In x86 assembly, is it better to use two separate registers for imul?

I am wondering, mostly out of curiosity, if using the same register for an operation is better than using two. What would be better, considering performance and/or other concerns?
mov %rbx, %rcx
imul %rcx, %rcx
or
mov %rbx, %rcx
imul %rbx, %rcx
Any tips for how to benchmark this, or resources where I could read about this type of thing would be appreciated, as I am new to assembly.
resources where I could read about this type of thing
See Agner Fog's microarch pdf, and his optimizing assembly guide. Also other links in the x86 tag wiki (e.g. Intel's optimization manual).
The interesting option you didn't mention is:
mov %rbx, %rcx
imul %rbx, %rbx # doesn'y have to wait for mov to execute
# old value of %rbx is still available in %rcx
If the imul is on the critical path, and mov has non-zero latency (like on AMD CPUs, and Intel before IvyBridge), this is potentially better. The result of imul will be ready one cycle earlier, because has no dependency on the result of the mov.
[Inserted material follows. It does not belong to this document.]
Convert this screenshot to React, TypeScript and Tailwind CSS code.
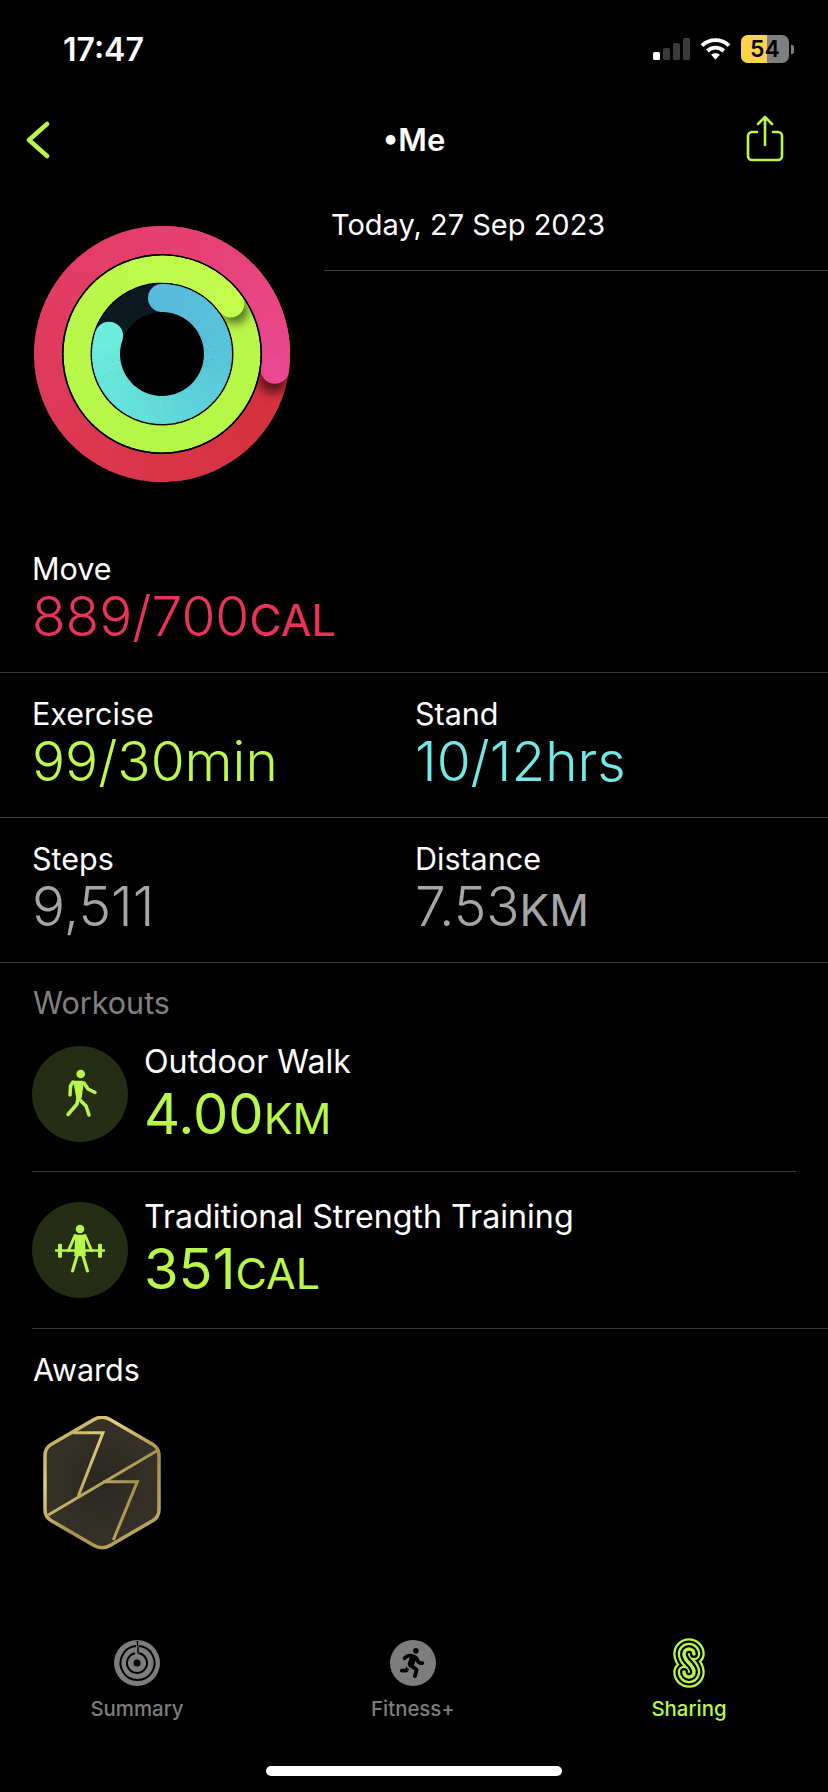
import React from 'react';
import { FaPersonRunning } from 'react-icons/fa6';

const LIME = '#b9f84a';

type Stop = [number, string];

function hex(c: string) {
  return [1, 3, 5].map((i) => parseInt(c.slice(i, i + 2), 16));
}

function colorAt(stops: Stop[], a: number) {
  for (let i = 0; i < stops.length - 1; i++) {
    const [a0, c0] = stops[i];
    const [a1, c1] = stops[i + 1];
    if (a >= a0 && a <= a1) {
      const t = (a - a0) / (a1 - a0);
      const x = hex(c0);
      const y = hex(c1);
      const m = x.map((v, k) => Math.round(v + (y[k] - v) * t));
      return `rgb(${m[0]},${m[1]},${m[2]})`;
    }
  }
  return stops[stops.length - 1][1];
}

function pt(r: number, deg: number) {
  const rad = ((deg - 90) * Math.PI) / 180;
  return [r * Math.cos(rad), r * Math.sin(rad)];
}

function arc(r: number, a0: number, a1: number) {
  const [x0, y0] = pt(r, a0);
  const [x1, y1] = pt(r, a1);
  return `M${x0.toFixed(2)} ${y0.toFixed(2)}A${r} ${r} 0 0 1 ${x1.toFixed(2)} ${y1.toFixed(2)}`;
}

// one ring, drawn as short arc pieces because svg has no conic gradient
function Ring({ r, w, from, to, stops, round }: { r: number; w: number; from: number; to: number; stops: Stop[]; round?: boolean }) {
  const pieces = [];
  for (let a = from; a < to; a += 3) {
    pieces.push(
      <path key={a} d={arc(r, a, Math.min(a + 3.6, to))} stroke={colorAt(stops, a)} strokeWidth={w} fill="none" />,
    );
  }
  const [sx, sy] = pt(r, from);
  const [ex, ey] = pt(r, to);
  return (
    <g>
      {round ? <circle cx={sx} cy={sy} r={w / 2} fill={colorAt(stops, from)} /> : null}
      {pieces}
      {round ? <circle cx={ex} cy={ey} r={w / 2} fill={colorAt(stops, to)} /> : null}
    </g>
  );
}

function HeadShadow({ r, w, at }: { r: number; w: number; at: number }) {
  const [x, y] = pt(r, at + 5);
  return <circle cx={x} cy={y} r={w / 2} fill="#000" fillOpacity={0.55} filter="url(#headBlur)" />;
}

function ActivityRings() {
  return (
    <svg width="260" height="260" viewBox="-130 -130 260 260" className="shrink-0">
      <defs>
        <filter id="headBlur" x="-60%" y="-60%" width="220%" height="220%">
          <feGaussianBlur stdDeviation="5" />
        </filter>
        <clipPath id="greenClip">
          <circle r="98.5" />
        </clipPath>
      </defs>
      <Ring r={114} w={28} from={0} to={360} stops={[[0, '#e5406f'], [100, '#d4303c'], [180, '#d93548'], [270, '#e03a5c'], [360, '#e5406f']]} />
      <HeadShadow r={114} w={28} at={98} />
      <Ring r={114} w={28} from={0} to={98} stops={[[0, '#e5406f'], [98, '#ea4890']]} round />
      <circle r={100} fill="#000" />
      <g clipPath="url(#greenClip)">
        <Ring r={85} w={27} from={0} to={360} stops={[[0, '#bdfa4b'], [180, '#b4f648'], [360, '#bdfa4b']]} />
        <HeadShadow r={85} w={27} at={54} />
        <Ring r={85} w={27} from={0} to={54} stops={[[0, '#bdfa4b'], [54, '#c4fc4e']]} round />
      </g>
      <circle r={71} fill="#000" />
      <circle r={56} fill="none" stroke="#0a1a20" strokeWidth={28} />
      <Ring r={56} w={28} from={0} to={289} stops={[[0, '#58bcdc'], [90, '#58c4dc'], [180, '#62dcd8'], [289, '#6ceede']]} round />
    </svg>
  );
}

function Stat({ label, value, unit, color }: { label: string; value: string; unit?: string; color: string }) {
  return (
    <div>
      <div className="text-[30.5px] leading-[36px] text-white">{label}</div>
      <div className="text-[55px] leading-[58px] font-[350]" style={{ color }}>
        {value}
        {unit ? <span className="text-[44px] font-normal">{unit}</span> : null}
      </div>
    </div>
  );
}

function WalkIcon() {
  return (
    <svg width="96" height="96" viewBox="0 0 96 96" fill="none" stroke={LIME} strokeWidth="3.500" strokeLinecap="round" strokeLinejoin="round">
      <circle cx="48.700" cy="28" r="4.300" fill={LIME} stroke="none" />
      <path d="M42 35.500h8l1 1-2 15h-4z" fill={LIME} strokeWidth="1.500" />
      <path d="M41 36l-2.500 4-.5 9" />
      <path d="M52 37l4 6 7 3.500" />
      <path d="M46 52l-1 6-9 10.500" />
      <path d="M47 53l7 7 3 9" />
    </svg>
  );
}

function LiftIcon() {
  return (
    <svg width="96" height="96" viewBox="0 0 96 96" fill="none" stroke={LIME} strokeWidth="3" strokeLinecap="round" strokeLinejoin="round">
      <circle cx="48" cy="27" r="4.300" fill={LIME} stroke="none" />
      <path d="M23 48.500h50" strokeWidth="2.500" strokeLinecap="butt" />
      <rect x="26" y="41.700" width="4" height="14" rx="1" fill={LIME} stroke="none" />
      <rect x="66" y="41.700" width="4" height="14" rx="1" fill={LIME} stroke="none" />
      <path d="M44 33.500h8l1 20H43z" fill={LIME} strokeWidth="1.500" />
      <path d="M43 33.500l-6.500 15" />
      <path d="M53 33.500l6.500 15" />
      <path d="M45 54l-4.500 15" />
      <path d="M51 54l4.500 15" />
    </svg>
  );
}

function Workout({ icon, title, value, unit, textClass }: { icon: React.ReactNode; title: string; value: string; unit: string; textClass: string }) {
  return (
    <div className="flex items-center gap-[16px]">
      <div className="w-24 h-24 rounded-full bg-[#252e15] shrink-0">{icon}</div>
      <div className={textClass}>
        <div className="text-[32.2px] leading-[36px] text-white">{title}</div>
        <div className="mt-[4px] text-[56px] leading-[60px] text-[#b9f84a]">
          {value}
          <span className="text-[43px]">{unit}</span>
        </div>
      </div>
    </div>
  );
}

function Badge() {
  return (
    <svg width="118" height="134" viewBox="0 0 118 134" fill="none">
      <defs>
        <linearGradient id="gold" x1="0" y1="0" x2="118" y2="134" gradientUnits="userSpaceOnUse">
          <stop offset="0" stopColor="#a8964e" />
          <stop offset="0.3" stopColor="#e0ce78" />
          <stop offset="0.6" stopColor="#a39050" />
          <stop offset="1" stopColor="#c8b45e" />
        </linearGradient>
        <radialGradient id="plate" cx="0.5" cy="0.5" r="0.6">
          <stop offset="0" stopColor="#2b2821" />
          <stop offset="1" stopColor="#37332a" />
        </radialGradient>
      </defs>
      <path
        d="M51 3.500q8-4.500 16 0l43 25q6 3.500 6 11v54q0 7.500-6 11l-43 25q-8 4.500-16 0l-43-25q-6-3.500-6-11v-54q0-7.500 6-11z"
        fill="url(#plate)"
        stroke="url(#gold)"
        strokeWidth="3.500"
      />
      <g stroke="url(#gold)" strokeWidth="3">
        <path d="M30 16.700h30L35.300 80" />
        <path d="M115.300 34L5.300 99" />
        <path d="M60 65.700h34.300L70.300 124" />
      </g>
    </svg>
  );
}

function SummaryIcon() {
  return (
    <svg width="46" height="46" viewBox="0 0 46 46" fill="none">
      <circle cx="23" cy="23" r="23" fill="#7d7d7d" />
      <g stroke="#000" strokeWidth="2">
        <path d="M25 6.100a17 17 0 1 1-3 0" />
        <path d="M25 13.200a10 10 0 1 1-4 0" />
      </g>
      <path d="M23.500 1v5M24 6.500v7" stroke="#000" strokeWidth="1.500" />
      <circle cx="23" cy="23" r="3.500" fill="#000" />
    </svg>
  );
}

function FitnessIcon() {
  return (
    <div className="w-[46px] h-[46px] rounded-full bg-[#7d7d7d] flex items-center justify-center">
      <FaPersonRunning size={30} color="#000" />
    </div>
  );
}

function SharingIcon() {
  const d = 'M21 16a5 5 0 0 0-10 0c0 8 10 10 10 18a5 5 0 0 1-10 0';
  return (
    <svg width="32" height="50" viewBox="0 0 32 50" fill="none" strokeLinecap="round">
      <path d={d} stroke={LIME} strokeWidth="21.500" />
      <path d={d} stroke="#000" strokeWidth="17" />
      <path d={d} stroke={LIME} strokeWidth="12.500" />
      <path d={d} stroke="#000" strokeWidth="8" />
      <path d={d} stroke={LIME} strokeWidth="3.500" />
    </svg>
  );
}

function Tab({ icon, label, color }: { icon: React.ReactNode; label: string; color: string }) {
  return (
    <div className="flex flex-col items-center w-[120px]">
      <div className="h-[56px] flex items-center justify-center">{icon}</div>
      <div className="text-[20.4px] leading-[24px] mt-[6px] font-medium" style={{ color }}>
        {label}
      </div>
    </div>
  );
}

export default function App() {
  return (
    <div className="w-[828px] h-[1792px] bg-black overflow-hidden flex flex-col" style={{ fontFamily: 'Inter, sans-serif' }}>
      {/* status bar */}
      <div className="h-[100px] flex items-start justify-between pl-[63px] pr-[34px] pt-[31px]">
        <span className="text-[32px] leading-[38px] font-semibold text-white">17:47</span>
        <div className="h-[36px] flex items-center gap-[10px]">
          <div className="flex items-end gap-[3px]">
            <div className="w-[7px] h-[8px] rounded-[1.5px] bg-white" />
            <div className="w-[7px] h-[12px] rounded-[1.5px] bg-[#3a3a3a]" />
            <div className="w-[7px] h-[17px] rounded-[1.5px] bg-[#3a3a3a]" />
            <div className="w-[7px] h-[22px] rounded-[1.5px] bg-[#3a3a3a]" />
          </div>
          <svg width="31" height="24" viewBox="0 0 32 24" fill="none" stroke="#fff" strokeWidth="4">
            <path d="M2 8.500c8-7.500 20-7.500 28 0" />
            <path d="M7.500 14c5-4.500 12-4.500 17 0" />
            <path d="M16 23l-4.500-5c2.500-2 6.500-2 9 0z" fill="#fff" stroke="none" />
          </svg>
          <div className="flex items-center gap-[2px]">
            <div className="relative w-[48px] h-[28px] rounded-[7px] bg-[#7f7f7f] overflow-hidden flex items-center justify-center">
              <div className="absolute left-0 top-0 bottom-0 w-[26px] bg-[#fad44a]" />
              <span className="relative text-[23px] leading-none font-semibold text-black">54</span>
            </div>
            <div className="w-[3px] h-[9px] rounded-r-[2px] bg-[#7f7f7f]" />
          </div>
        </div>
      </div>

      {/* nav */}
      <div className="h-[80px] grid grid-cols-[1fr_auto_1fr] items-center">
        <svg className="ml-[26px]" width="24" height="38" viewBox="0 0 24 38" fill="none" stroke={LIME} strokeWidth="4.500" strokeLinecap="round" strokeLinejoin="round">
          <path d="M21 3L3 19l18 16" />
        </svg>
        <span className="text-[31px] font-semibold text-white">•Me</span>
        <svg className="justify-self-end mr-[44px] mb-[2px]" width="38" height="48" viewBox="0 0 38 48" fill="none" stroke={LIME} strokeWidth="2.600" strokeLinecap="round" strokeLinejoin="round">
          <path d="M11 17H6a4 4 0 0 0-4 4v20a4 4 0 0 0 4 4h26a4 4 0 0 0 4-4V21a4 4 0 0 0-4-4h-5" />
          <path d="M19 30V2M12 9l7-7 7 7" />
        </svg>
      </div>

      {/* rings and date */}
      <div className="flex pl-[32px] h-[351px]">
        <div className="pt-[44px]">
          <ActivityRings />
        </div>
        <div className="flex-1 ml-[32px] h-[91px] border-b border-[#3a3a3c] pt-[27px] pl-[7px] text-[29px] leading-[36px] text-white">
          Today, 27 Sep 2023
        </div>
      </div>

      <div className="pl-[32px] h-[142px] border-b border-[#3a3a3c] pt-[20px]">
        <Stat label="Move" value="889/700" unit="CAL" color="#ea3358" />
      </div>
      <div className="pl-[32px] h-[145px] border-b border-[#3a3a3c] pt-[23px] grid grid-cols-[383px_1fr]">
        <Stat label="Exercise" value="99/30min" color="#bdf94c" />
        <Stat label="Stand" value="10/12hrs" color="#72e8e8" />
      </div>
      <div className="pl-[32px] h-[145px] border-b border-[#3a3a3c] pt-[23px] grid grid-cols-[383px_1fr]">
        <Stat label="Steps" value="9,511" color="#a6a6a6" />
        <Stat label="Distance" value="7.53" unit="KM" color="#a6a6a6" />
      </div>

      {/* workouts */}
      <div className="pl-[33px] pt-[22px] text-[30.5px] leading-[36px] text-[#808080]">Workouts</div>
      <div className="ml-[32px] mr-[32px] h-[151px] pb-[5px] flex items-center border-b border-[#3a3a3c]">
        <Workout icon={<WalkIcon />} title="Outdoor Walk" value="4.00" unit="KM" textClass="mt-[5px]" />
      </div>
      <div className="ml-[32px] h-[157px] flex items-center border-b border-[#3a3a3c]">
        <Workout icon={<LiftIcon />} title="Traditional Strength Training" value="351" unit="CAL" textClass="mt-[2px]" />
      </div>

      {/* awards */}
      <div className="pl-[33px] pt-[23px] text-[30.5px] leading-[36px] text-white">Awards</div>
      <div className="pl-[43px] pt-[28px]">
        <Badge />
      </div>

      {/* tab bar */}
      <div className="mt-auto flex justify-between pl-[77px] pr-[79px]">
        <Tab icon={<SummaryIcon />} label="Summary" color="#7d7d7d" />
        <Tab icon={<FitnessIcon />} label="Fitness+" color="#7d7d7d" />
        <Tab icon={<SharingIcon />} label="Sharing" color={LIME} />
      </div>
      <div className="flex justify-center pt-[45px] pb-[16px]">
        <div className="w-[296px] h-[10px] rounded-full bg-white" />
      </div>
    </div>
  );
}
If, however, the old value is on the critical path and the squared value isn't, then this is worse because it adds a mov to the critical path.
Of course, it also means you have to keep track of the fact that your old variable is now live in a different register, and the old register has the squared value. If this is a problem in a loop, unroll it so you can end up with things where the top of the loop is expecting them. If you wanted this to be easy, you'd use a compiler instead of optimizing asm by hand.
However, Intel P6-family CPUs (PPro/PII to Nehalem) have limited register-read ports, so it can be better to favour reading registers that you just wrote. If the %rbx wasn't written in the last couple cycles, it will have to be read from the permanent register file when the mov and imul uops go through the rename&issue stage (the RAT).
If they don't issue as part of the same group of 4, then they would each need to read %rbx separately. Since the register file in Core2/Nehalem only has 3 read ports, issue groups (quartets, as Agner Fog calls them) stall until all their not-recently-written input register values are read from the register file (at 3 per cycle, or 2 on Core2 is none of the 3 regs are index regs in an addressing mode).
For the full details, see Agner Fog's microarch pdf section 8.8. The Core2 section refers back to the PPro section. PPro has a 3-wide pipeline, so in that section Agner talks about triplets, not quartets.
If mov and imul issue together, they both share the same read of %rbx. There's a 3 in 4 chance of this happening on Core2/Nehalem.
Choosing just between the sequences you mention the first one has a clear (but usually small) advantage over the second for Intel P6-family CPUs. There's no difference for other CPUs, AFAIK, so the choice is obvious.
mov %rbx, %rcx
imul %rcx, %rcx # uses only the recently-written rcx; can't contribute to register-read stalls
worst of both worlds:
mov %rbx, %rcx
imul %rbx, %rcx # can't execute until after the mov, but still reads a potentially-old register
If you're going to depend on a recently-written register, you might as well use only recently-written registers.
Intel Sandybridge-family uses a physical register file (like AMD Bulldozer-family), and doesn't have register-read stalls.
Ivybridge (2nd gen Sandybridge) and later also handle mov reg,reg at register rename time, with zero latency and no execution unit. This means it doesn't matter whether you imul rbx or rcx as far as critical path length.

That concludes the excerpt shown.